Deseaba consultar a Santo Domingo. Se confesó con él, y le impuso por penitencia rezar solamente un Rosario, y como consejo, rezarlo todos los días. Se excusó diciendo que ella tenía todos sus ejercicios reglados, que llevaba cilicio, que tomaba disciplina varias veces por semana, que hacía tantos ayunos y no sé cuántas penitencias. Santo Domingo le insta reiteradamente a seguir su consejo, pero ella no quiere; se retira del confesionario como escandalizada del proceder de su nuevo director, que quería persuadirla a una devoción que no le agradaba.

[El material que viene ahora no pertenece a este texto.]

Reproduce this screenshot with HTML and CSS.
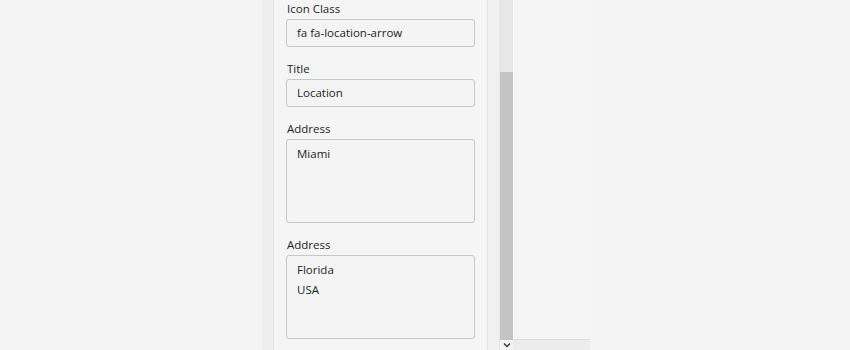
FILE: index.html
```html
<!DOCTYPE html>
<html>
<head>
<meta charset="utf-8">
<link rel="stylesheet" href="styles.css">
</head>
<body>
<div class="screen">
  <div class="left-space"></div>
  <div class="strip"></div>
  <div class="panel">
    <div class="field">
      <div class="label">Icon Class</div>
      <div class="input">fa fa-location-arrow</div>
    </div>
    <div class="field">
      <div class="label">Title</div>
      <div class="input">Location</div>
    </div>
    <div class="field">
      <div class="label">Address</div>
      <div class="textarea">Miami</div>
    </div>
    <div class="field">
      <div class="label">Address</div>
      <div class="textarea">Florida<br>USA</div>
    </div>
  </div>
  <div class="gutter"></div>
  <div class="vscroll">
    <div class="track"></div>
    <div class="thumb"></div>
    <div class="arrow">
      <svg width="8" height="6" viewBox="0 0 8 6"><path d="M1 1.5 L4 4.5 L7 1.5" fill="none" stroke="#333" stroke-width="1.4"/></svg>
    </div>
  </div>
  <div class="right">
    <div class="right-main"></div>
    <div class="hbar"></div>
  </div>
</div>
</body>
</html>
```
FILE: styles.css
```css
html, body {
  margin: 0;
  padding: 0;
  background: #f4f4f4;
}
.screen {
  display: flex;
  height: 350px;
  width: 850px;
  overflow: hidden;
  font-family: "Open Sans", "Noto Sans", sans-serif;
  color: #222;
}
.left-space {
  width: 262px;
  flex: none;
}
.strip {
  width: 11px;
  flex: none;
  background: #eeeef0;
  border-right: 1px solid #e2e2e4;
}
.panel {
  width: 213px;
  flex: none;
  background: #f5f5f5;
  padding: 1px 12px 0 12px;
  box-sizing: border-box;
}
.field {
  margin-bottom: 14px;
}
.label {
  font-size: 11.5px;
  line-height: 16px;
  padding-left: 1px;
  margin-bottom: 2px;
  color: #1e1e1e;
}
.input, .textarea {
  border: 1px solid #c6c6c6;
  border-radius: 3px;
  background: #f4f4f4;
  font-size: 11.5px;
  box-sizing: border-box;
  padding-left: 10px;
  color: #1e1e1e;
}
.input {
  height: 28px;
  line-height: 26px;
}
.textarea {
  height: 84px;
  line-height: 20px;
  padding-top: 4px;
}
.gutter {
  width: 13px;
  flex: none;
  background: #f0f0f2;
  border-left: 1px solid #e6e6e8;
  border-right: 1px solid #e6e6e8;
  box-sizing: border-box;
}
.vscroll {
  width: 13px;
  flex: none;
  display: flex;
  flex-direction: column;
  background: #e8e8e8;
}
.track {
  height: 72px;
  background: #e7e7e7;
}
.thumb {
  height: 268px;
  background: #c4c4c4;
}
.arrow {
  height: 10px;
  background: #f4f4f4;
  display: flex;
  justify-content: center;
  align-items: center;
}
.right {
  width: 77px;
  flex: none;
  display: flex;
  flex-direction: column;
}
.right-main {
  height: 340px;
  background: #f5f5f5;
  border-left: 1px solid #fafafa;
}
.hbar {
  height: 10px;
  background: #ececec;
  border-top: 1px solid #dedede;
}
```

He aquí que, estando en oración, y arrebatada en éxtasis, vio su alma obligada a comparecer ante el Supremo Juez. San Miguel alza la balanza, pone sus penitencias y otras oraciones en un platillo, y en el otro sus pecados e imperfecciones; el platillo de las buenas obras no puede contrarrestar al otro; ella, alarmada, pide misericordia; se dirige a la Santísima Virgen, su abogada; Ella deja caer en el platillo de las buenas obras el único Rosario que -por penitencia- ha rezado; y fue tanto su peso que contrarrestó el de los pecados; la Santísima Virgen la reprendió al mismo tiempo por no haber seguido el consejo de su servidor Domingo de rezar el Santo Rosario todos los días. Cuando volvió en sí, fue a arrojarse a los pies de Santo Domingo, le contó lo ocurrido, le pidió perdón por su incredulidad y prometió rezar el Rosario todos los días. Por este medio, llegó a la perfección cristiana, a la gloria eterna.